An ESPN spokesman declined to comment.

Kanell joined ESPN in 2010; he spent six seasons as an NFL quarterback, with stops in New York (Giants), Atlanta, and Denver, where he had 24 career starts. He played both football and baseball at Florida State, and dabbled in minor league baseball during time away from the NFL in 2001.

[RELATED: Dan LeBatard Hammers MLB, Goes on Rant About Race and Colin Cowherd]

As far as the rest of the ESPN Radio lineup goes, not much has changed since we covered it about a month ago. Dan Le Batard’s show remains management’s first choice to move into the 10am-1pm slot that was vacated by Colin Cowherd. There have been talks, but it’s still far from official.

If that did happen, it sounds like Bomani Jones, who’s also based in Miami, is the top choice for the late afternoon. Because that’s contingent on Le Batard moving first, there are a lot of details that would need to get ironed out and it’s premature to speculate whether it’ll definitely happen.

[RELATED: If Colin Cowherd Wasn’t Going to Fox, Would ESPN Have Fired Him?]

Delving deeper into what’s basically a trade rumors column at this point, we’ve heard that if Le Batard and Jones both move earlier, management has kicked around the idea of asking Jalen Rose and Dave Jacoby, who have a successful Grantland podcast, to do a show from 9-11pm. Again: This coming to fruition would require a lot of moving parts to fall into place, in addition to the reality that, during basketball season, Jalen’s commentary would be in most demand but least available. Fitting everything together in his busy schedule would be a big challenge.

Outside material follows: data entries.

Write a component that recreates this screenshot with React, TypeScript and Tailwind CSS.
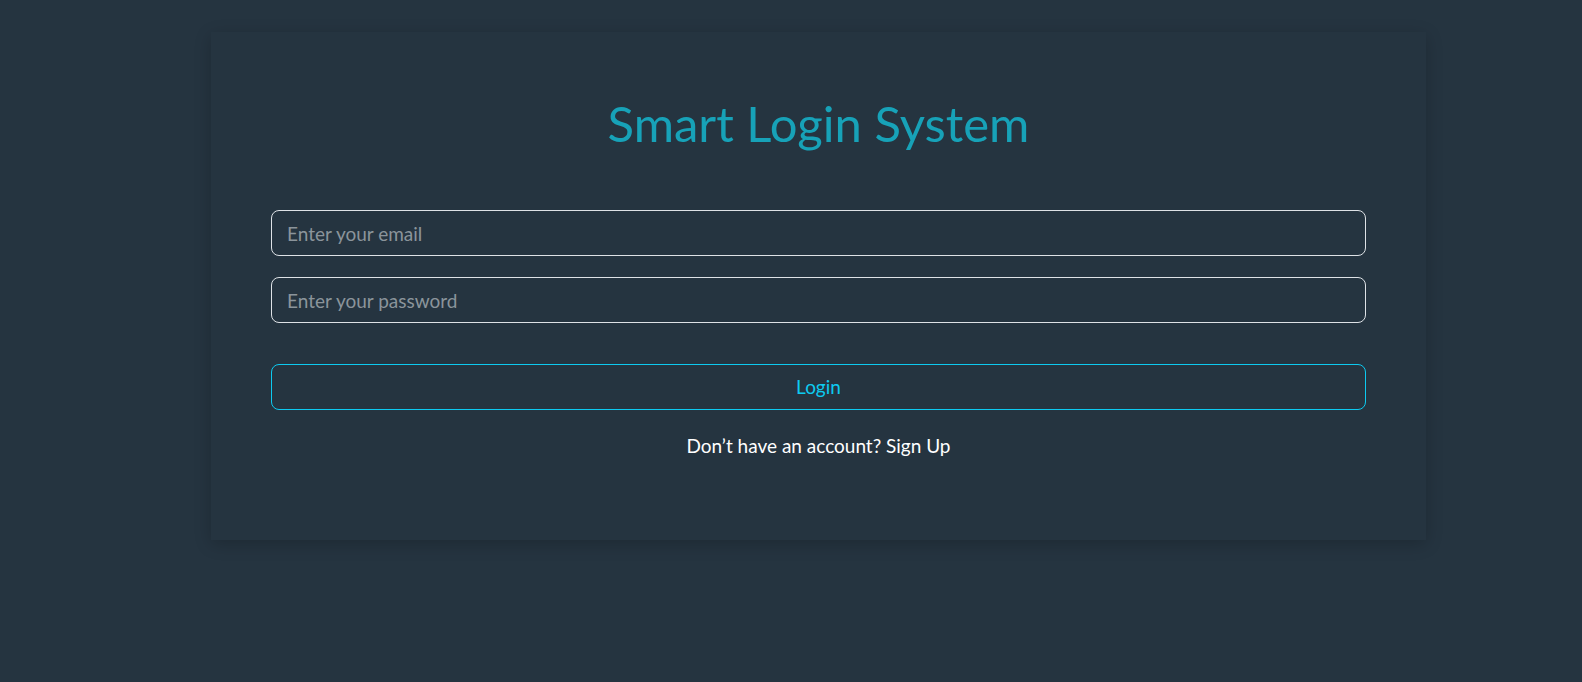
export default function App() {
  return (
    <div className="min-h-[682px] w-full bg-[#253440] pt-[32px] font-['Lato','Open_Sans',sans-serif]">
      <div className="ml-[211px] w-[1215px] bg-[#253440] px-[60px] pt-[62px] pb-[80px] shadow-[0_4px_16px_rgba(0,0,0,0.2)]">
        <h1 className="text-center text-[49px] leading-[58px] font-normal text-[#17a2b8]">
          Smart Login System
        </h1>
        <form className="mt-[58px] flex flex-col" onSubmit={(e) => e.preventDefault()}>
          <input
            type="email"
            placeholder="Enter your email"
            className="h-[46px] w-full rounded-[8px] border border-[#dee2e6] bg-transparent px-[15px] text-[19px] text-white outline-none placeholder:text-[#8b949b]"
          />
          <input
            type="password"
            placeholder="Enter your password"
            className="mt-[21px] h-[46px] w-full rounded-[8px] border border-[#dee2e6] bg-transparent px-[15px] text-[19px] text-white outline-none placeholder:text-[#8b949b]"
          />
          <button
            type="submit"
            className="mt-[41px] h-[46px] w-full rounded-[8px] border border-[#0dcaf0] bg-transparent text-[19px] text-[#0dcaf0]"
          >
            Login
          </button>
        </form>
        <p className="mt-[22px] text-center text-[19px] leading-[28px] text-white">
          Don’t have an account? Sign Up
        </p>
      </div>
    </div>
  );
}
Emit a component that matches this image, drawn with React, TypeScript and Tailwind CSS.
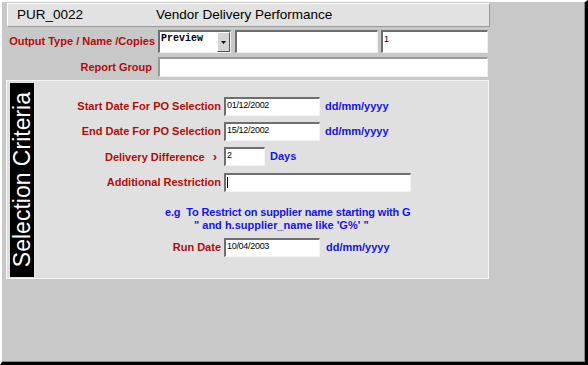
import React from "react";

const Label = ({ children, className = "" }: { children: React.ReactNode; className?: string }) => (
  <div className={"text-[11px] font-bold text-[#b00c0c] text-right leading-none whitespace-nowrap " + className}>{children}</div>
);

const PInput = ({ w, value = "" }: { w: string; value?: string }) => (
  <div
    className={
      "h-[19px] bg-white border-t-2 border-l-2 border-t-[#6e6e6e] border-l-[#6e6e6e] border-b border-r border-b-[#f4f4f4] border-r-[#f4f4f4] text-[9px] leading-none pl-[1px] pt-[2px] tracking-[-0.3px] text-black " +
      w
    }
  >
    {value}
  </div>
);

const Blue = ({ children, className = "" }: { children: React.ReactNode; className?: string }) => (
  <span className={"text-[11px] font-bold text-[#1414e6] leading-none whitespace-nowrap " + className}>{children}</span>
);

export default function App() {
  return (
    <div className="w-[588px] h-[365px] box-border bg-[#c8c8c8] border-t-2 border-l-2 border-t-white border-l-white border-r-[3px] border-b-[3px] border-r-black border-b-black font-['Liberation_Sans',Arial,sans-serif]">
      <div className="w-full h-full border-r border-b border-r-[#8a8a8a] border-b-[#8a8a8a] flex flex-col">
        {/* Title bar */}
        <div className="ml-[5px] mt-[1px] w-[483px] h-[24px] bg-[#e2e2e2] border-t border-l border-t-white border-l-white border-b border-r border-b-[#9a9a9a] border-r-[#9a9a9a] flex items-center text-[13.5px] text-black">
          <span className="ml-[9px] w-[139px]">PUR_0022</span>
          <span>Vendor Delivery Performance</span>
        </div>

        {/* Row 1 */}
        <div className="mt-[3px] h-[23px] flex items-center">
          <Label className="w-[153px]">Output Type / Name /Copies</Label>
          <div className="ml-[3px] w-[73px] h-[23px] flex border-t-2 border-l-2 border-t-[#6e6e6e] border-l-[#6e6e6e] border-b border-r border-b-[#f0f0f0] border-r-[#f0f0f0] bg-white">
            <div className="flex-1 font-['Liberation_Mono','Courier_New',monospace] font-bold text-[10px] leading-none pt-[2px] pl-[1px] text-black">Preview</div>
            <div className="w-[13px] h-full bg-[#d4d4d4] border-t border-l border-t-white border-l-white border-b border-r border-b-[#555] border-r-[#555] flex items-center justify-center">
              <svg width="5" height="3" viewBox="0 0 5 3"><polygon points="0,0 5,0 2.5,3" fill="#000" /></svg>
            </div>
          </div>
          <div className="ml-[4px] w-[143px] h-[23px] bg-white border-t-2 border-l-2 border-t-[#6e6e6e] border-l-[#6e6e6e] border-b border-r border-b-[#f0f0f0] border-r-[#f0f0f0]" />
          <div className="ml-[3px] w-[107px] h-[23px] bg-white border-t-2 border-l-2 border-t-[#6e6e6e] border-l-[#6e6e6e] border-b border-r border-b-[#f0f0f0] border-r-[#f0f0f0] text-[9px] leading-none pt-[3px] pl-[1px] text-black">1</div>
        </div>

        {/* Row 2 */}
        <div className="mt-[4px] h-[20px] flex items-center">
          <Label className="w-[150px]">Report Group</Label>
          <div className="ml-[6px] w-[330px] h-[20px] bg-white border-t-2 border-l-2 border-t-[#9a9a9a] border-l-[#9a9a9a] border-b border-r border-b-[#f0f0f0] border-r-[#f0f0f0]" />
        </div>

        {/* Panel */}
        <div className="mt-[3px] ml-[4px] w-[483px] h-[199px] bg-[#e0e0e0] border border-[#f6f6f6] pt-[2px] pl-[3px] pb-[1px] flex">
          <div className="w-[25px] h-full bg-black border-r border-r-[#e8e8e8] flex items-center justify-center">
            <span className="[writing-mode:vertical-rl] rotate-180 text-white text-[23px] leading-none whitespace-nowrap">Selection Criteria</span>
          </div>
          <div className="flex-1 flex flex-col">
            <div className="mt-[14px] flex items-center h-[19px]">
              <Label className="w-[186px]">Start Date For PO Selection</Label>
              <div className="ml-[3px]"><PInput w="w-[96px]" value="01/12/2002" /></div>
              <Blue className="ml-[5px]">dd/mm/yyyy</Blue>
            </div>
            <div className="mt-[6px] flex items-center h-[19px]">
              <Label className="w-[186px]">End Date For PO Selection</Label>
              <div className="ml-[3px]"><PInput w="w-[96px]" value="15/12/2002" /></div>
              <Blue className="ml-[5px]">dd/mm/yyyy</Blue>
            </div>
            <div className="mt-[6px] flex items-center h-[19px]">
              <Label className="w-[182px]">
                Delivery Difference <span className="ml-[5px] text-[13px] font-black">›</span>
              </Label>
              <div className="ml-[7px]"><PInput w="w-[41px]" value="2" /></div>
              <Blue className="ml-[5px]">Days</Blue>
            </div>
            <div className="mt-[7px] flex items-center h-[19px]">
              <Label className="w-[186px]">Additional Restriction</Label>
              <div className="ml-[3px]">
                <div className="h-[19px] w-[187px] bg-white border-t-2 border-l-2 border-t-[#6e6e6e] border-l-[#6e6e6e] border-b border-r border-b-[#f4f4f4] border-r-[#f4f4f4] pl-[1px] pt-[2px]">
                  <div className="w-[1px] h-[11px] bg-black" />
                </div>
              </div>
            </div>
            <div className="mt-[15px] flex flex-col">
              <Blue className="ml-[130px] tracking-[-0.15px]">e.g&nbsp; To Restrict on supplier name starting with G</Blue>
              <Blue className="ml-[159px] mt-[2px]">{"\" and h.supplier_name like 'G%'  \""}</Blue>
            </div>
            <div className="mt-[7px] flex items-center h-[19px]">
              <Label className="w-[186px]">Run Date</Label>
              <div className="ml-[3px]"><PInput w="w-[96px]" value="10/04/2003" /></div>
              <Blue className="ml-[6px]">dd/mm/yyyy</Blue>
            </div>
          </div>
        </div>
      </div>
    </div>
  );
}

It bears mentioning that especially these latter two possibilities — Jones to mid-afternoon, and Jalen and Jacoby getting a nightly show — are ideas hatched with the digital space squarely in mind. As we’ve written before, podcasts (and live-streaming) are where the money’s going on a years-long time horizon, and will increasingly drive business decisions at ESPN Radio and beyond.

ESPN Radio would surely like to have its weekday lineup set in stone by football season, so the next few weeks should be interesting to see where all the chips fall.